The March on Washington, 1963
Throughout the late 60s and early 70s Dylan was a prolific yet unpredictable songwriter. After a profound reaction to a motorcycle crash and an exhaustive succession of shows on the back of commercial hits ‘Blonde on Blonde’ and ‘Highway 61 Revisited’, Dylan stopped touring for 8 years. Curtailing his reported addiction to amphetamines and brief but vivid encounters with heroin, Dylan had 4 children with his secret wife Sara Lownds. It is understood that Dylan did not take well to the pressure of worldwide fame, particularly disliking the deep division between the members of his fan-base. Those who appreciated the folky, politically aware Dylan and those who enjoyed his popular rock ‘n’ roll were famously at odds and his concerts represented this division (one hour unplugged followed by an hour of intense electric guitar). Dylan didn’t think there was an issue with appreciating both sides of his musical vocabulary, the poetic and personal content of his lyricism remaining present on all his records, however it seems this led to a confused period in Dylan’s life and ambitions.
The most dramatic change in Dylan’s personal ideology, and as such the most dramatic change in the topic of his songwriting, was a late-70s phase of born-again Christianity. Apportioning himself redemption from an early adulthood in which he stood as an iconoclastic spearhead of civil revolution, Dylan’s rejection of this Christ-like role seemed to turn full circle. Releasing two albums of gospel music that alienated a massive proportion of his fanbase, Dylan finally wanted to preach to the world at the exact moment they decided to stop listening. Never fully renouncing his faith in Jesus, but quickly returning to secular songwriting, Dylan’s confusing patterns of thought are typical of the unwitting hero: someone who is thrust into great circumstances, does great things and yet doesn’t fully appreciate or understand his own motives.

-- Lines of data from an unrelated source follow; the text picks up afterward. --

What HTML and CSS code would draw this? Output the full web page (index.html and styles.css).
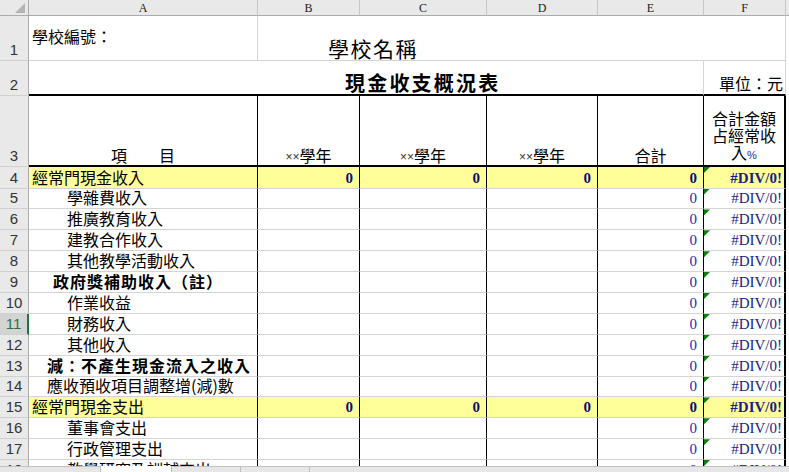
FILE: index.html
```html
<!DOCTYPE html>
<html lang="zh-Hant">
<head>
<meta charset="utf-8">
<title>現金收支概況表</title>
<link rel="stylesheet" href="styles.css">
</head>
<body>
<div class="sheet">
  <div class="row hdr">
    <div class="corner"><svg width="12" height="12" viewBox="0 0 12 12"><polygon points="11,1 11,11 1,11" fill="#b4b4b4"/></svg></div>
    <div class="ch">A</div>
    <div class="ch">B</div>
    <div class="ch">C</div>
    <div class="ch">D</div>
    <div class="ch">E</div>
    <div class="ch">F</div>
    <div class="ch rest"></div>
  </div>

  <div class="row r1">
    <div class="rh">1</div>
    <div class="c g a1">學校編號：</div>
    <div class="c g school">學校名稱</div>
  </div>

  <div class="row r2">
    <div class="rh">2</div>
    <div class="c g title">現金收支概況表</div>
    <div class="c g unit">單位：元</div>
  </div>

  <div class="row r3">
    <div class="rh">3</div>
    <div class="c th">項　　目</div>
    <div class="c th"><span class="xx">××</span>學年</div>
    <div class="c th"><span class="xx">××</span>學年</div>
    <div class="c th"><span class="xx">××</span>學年</div>
    <div class="c th">合計</div>
    <div class="c f th pct"><span class="wrap">合計金額占經常收入<span class="pc">%</span></span></div>
  </div>

  <div class="row r4 hl">
    <div class="rh">4</div>
    <div class="c l0">經常門現金收入</div>
    <div class="c n nb">0</div>
    <div class="c n nb">0</div>
    <div class="c n nb">0</div>
    <div class="c n nb">0</div>
    <div class="c f err eb">#DIV/0!</div>
  </div>

  <div class="row rd">
    <div class="rh">5</div>
    <div class="c l2">學雜費收入</div>
    <div class="c"></div><div class="c"></div><div class="c"></div>
    <div class="c n">0</div>
    <div class="c f err">#DIV/0!</div>
  </div>

  <div class="row rd">
    <div class="rh">6</div>
    <div class="c l2">推廣教育收入</div>
    <div class="c"></div><div class="c"></div><div class="c"></div>
    <div class="c n">0</div>
    <div class="c f err">#DIV/0!</div>
  </div>

  <div class="row rd">
    <div class="rh">7</div>
    <div class="c l2">建教合作收入</div>
    <div class="c"></div><div class="c"></div><div class="c"></div>
    <div class="c n">0</div>
    <div class="c f err">#DIV/0!</div>
  </div>

  <div class="row rd">
    <div class="rh">8</div>
    <div class="c l2">其他教學活動收入</div>
    <div class="c"></div><div class="c"></div><div class="c"></div>
    <div class="c n">0</div>
    <div class="c f err">#DIV/0!</div>
  </div>

  <div class="row rd">
    <div class="rh">9</div>
    <div class="c l1b bold">政府獎補助收入（註）</div>
    <div class="c"></div><div class="c"></div><div class="c"></div>
    <div class="c n">0</div>
    <div class="c f err">#DIV/0!</div>
  </div>

  <div class="row rd">
    <div class="rh">10</div>
    <div class="c l2">作業收益</div>
    <div class="c"></div><div class="c"></div><div class="c"></div>
    <div class="c n">0</div>
    <div class="c f err">#DIV/0!</div>
  </div>

  <div class="row rd">
    <div class="rh sel">11</div>
    <div class="c l2">財務收入</div>
    <div class="c"></div><div class="c"></div><div class="c"></div>
    <div class="c n">0</div>
    <div class="c f err">#DIV/0!</div>
  </div>

  <div class="row rd">
    <div class="rh">12</div>
    <div class="c l2">其他收入</div>
    <div class="c"></div><div class="c"></div><div class="c"></div>
    <div class="c n">0</div>
    <div class="c f err">#DIV/0!</div>
  </div>

  <div class="row rd">
    <div class="rh">13</div>
    <div class="c l1 bold">減：不產生現金流入之收入</div>
    <div class="c"></div><div class="c"></div><div class="c"></div>
    <div class="c n">0</div>
    <div class="c f err">#DIV/0!</div>
  </div>

  <div class="row rd">
    <div class="rh">14</div>
    <div class="c l1">應收預收項目調整增(減)數</div>
    <div class="c"></div><div class="c"></div><div class="c"></div>
    <div class="c n">0</div>
    <div class="c f err">#DIV/0!</div>
  </div>

  <div class="row rd hl">
    <div class="rh">15</div>
    <div class="c l0">經常門現金支出</div>
    <div class="c n nb">0</div>
    <div class="c n nb">0</div>
    <div class="c n nb">0</div>
    <div class="c n nb">0</div>
    <div class="c f err eb">#DIV/0!</div>
  </div>

  <div class="row rd">
    <div class="rh">16</div>
    <div class="c l2">董事會支出</div>
    <div class="c"></div><div class="c"></div><div class="c"></div>
    <div class="c n">0</div>
    <div class="c f err">#DIV/0!</div>
  </div>

  <div class="row rd">
    <div class="rh">17</div>
    <div class="c l2">行政管理支出</div>
    <div class="c"></div><div class="c"></div><div class="c"></div>
    <div class="c n">0</div>
    <div class="c f err">#DIV/0!</div>
  </div>

  <div class="row rd">
    <div class="rh">18</div>
    <div class="c l2">教學研究及訓輔支出</div>
    <div class="c"></div><div class="c"></div><div class="c"></div>
    <div class="c n">0</div>
    <div class="c f err">#DIV/0!</div>
  </div>
</div>

<div class="tabs">
  <div class="tab-gap"></div>
  <div class="tab active"></div>
  <div class="tab"></div>
  <div class="tab"></div>
  <div class="tab-fill"></div>
</div>
</body>
</html>
```

FILE: styles.css
```css
html, body {
  margin: 0;
  padding: 0;
}

body {
  width: 789px;
  height: 472px;
  overflow: hidden;
  background: #ffffff;
  font-family: "Noto Sans CJK TC", "Noto Sans", sans-serif;
  color: #000;
}

.sheet {
  height: 466px;
  overflow: hidden;
}

.row {
  display: grid;
  grid-template-columns: 29px 229px 102px 127px 111px 106px 82px 1fr;
}

.hdr { height: 16px; }
.r1 { height: 45px; }
.r2 { height: 35px; }
.r3 { height: 71px; }
.r4 { height: 21.5px; }
.rd { height: 20.9px; }

/* headers */
.corner,
.ch,
.rh {
  box-sizing: border-box;
  background: #e9e9e9;
}

.corner {
  border-right: 1px solid #ababab;
  border-bottom: 1px solid #ababab;
  display: flex;
  justify-content: flex-end;
  align-items: flex-end;
  padding: 0 2px 1px 0;
}

.corner svg { display: block; }

.ch {
  border-right: 1px solid #c6c6c6;
  border-bottom: 1px solid #ababab;
  display: flex;
  justify-content: center;
  align-items: center;
  font-family: "Liberation Serif", serif;
  font-size: 12px;
  line-height: 14px;
  color: #222;
}

.ch.rest { border-right: none; }

.rh {
  border-right: 1px solid #ababab;
  border-bottom: 1px solid #d0d0d0;
  display: flex;
  justify-content: center;
  align-items: flex-end;
  padding-bottom: 2px;
  font-family: "Liberation Sans Narrow", "Liberation Sans", sans-serif;
  font-size: 15px;
  line-height: 17px;
  color: #333;
}

.rh.sel {
  background: #d3d3d3;
  color: #217346;
  border-right: 2px solid #217346;
}

/* cells */
.c {
  box-sizing: border-box;
  display: flex;
  align-items: flex-end;
  overflow: hidden;
  white-space: nowrap;
  font-size: 16px;
  line-height: 19px;
  padding-bottom: 1px;
  border-right: 1px solid #000;
  border-bottom: 1px solid #d4d4d4;
}

.c.g { border-right-color: #d4d4d4; }
.c.f { border-right: 2px solid #000; }

.hl .c { background: #ffff99; }

.a1 {
  align-items: flex-start;
  padding: 11px 0 0 3px;
}

.school {
  grid-column: 3 / 8;
  font-size: 21px;
  line-height: 24px;
  letter-spacing: 1.5px;
  padding-left: 70px;
  padding-bottom: 0;
}

.title {
  grid-column: 2 / 7;
  border-bottom: 2px solid #000;
  font-size: 20px;
  line-height: 23px;
  font-weight: bold;
  letter-spacing: 2.2px;
  padding-left: 316px;
  padding-bottom: 0;
}

.unit {
  border-bottom: 2px solid #000;
  justify-content: flex-end;
  padding-right: 2px;
  padding-bottom: 1px;
}

.r3 .c {
  border-bottom: 2px solid #000;
  justify-content: center;
  padding-bottom: 0;
}

.xx {
  font-family: "Liberation Sans", sans-serif;
  font-size: 12px;
  line-height: 14px;
  margin-bottom: 1px;
  color: #333;
}

.pct .wrap {
  white-space: normal;
  width: 66px;
  text-align: center;
  line-height: 17px;
  margin-bottom: 1px;
  word-break: break-all;
}

.pc {
  font-family: "Liberation Sans", sans-serif;
  font-size: 11px;
  color: #2a2a9a;
}

/* indents in column A */
.l0 { padding-left: 3px; }
.l1 { padding-left: 18px; }
.l1b { padding-left: 24px; }
.l2 { padding-left: 38px; }

.bold {
  font-weight: bold;
  letter-spacing: 1px;
}

/* numbers */
.n,
.err {
  justify-content: flex-end;
  font-family: "Liberation Serif", serif;
  font-size: 15px;
  line-height: 17px;
  padding-bottom: 1px;
}

.n {
  padding-right: 6px;
  color: #2828b4;
}

.n.nb {
  font-weight: bold;
  color: #0c0c78;
}

.err {
  position: relative;
  padding-right: 2px;
  color: #1c1c86;
}

.err.eb { font-weight: bold; }

.err::before {
  content: "";
  position: absolute;
  left: 0;
  top: 0;
  width: 6px;
  height: 6px;
  background: #107c10;
  clip-path: polygon(0 0, 100% 0, 0 100%);
}

/* sheet tab strip */
.tabs {
  box-sizing: border-box;
  height: 6px;
  display: flex;
  background: #e6e6e6;
  border-top: 1px solid #c2c2c2;
}

.tab-gap { width: 100px; }

.tab {
  width: 68px;
  border-left: 1px solid #bdbdbd;
}

.tab.active {
  width: 70px;
  background: #ffffff;
  margin-top: -1px;
}

.tab-fill {
  flex: 1;
  border-left: 1px solid #bdbdbd;
}
```
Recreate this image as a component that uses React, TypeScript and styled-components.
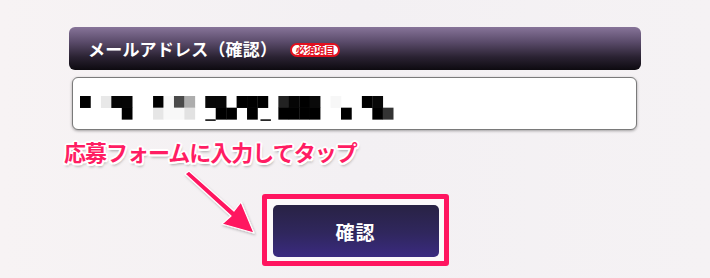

His songs, and the influence they had in questioning the social elite and dogmatic injustices of 20th century America, far outweigh the sum of their parts. Perhaps his own well-publicised attempts to interpret a personal morality are reflective of what a society must do so as not to blindly follow a political regime or caricature, constantly reassess its moral values. In that sense, his rejection of such adulation thrust upon him by the civil rights movement neatly represents his suspicion of authority. Only someone possessed by the revolutionary spark of youth could be so subconsciously wise, his music condensed fragments of a particularly interesting slice of history. Still alive today and consistently reinventing his musical style, Dylan recently released the album ‘Tempest’ to critical acclaim, influencing another generation with his wit and invention.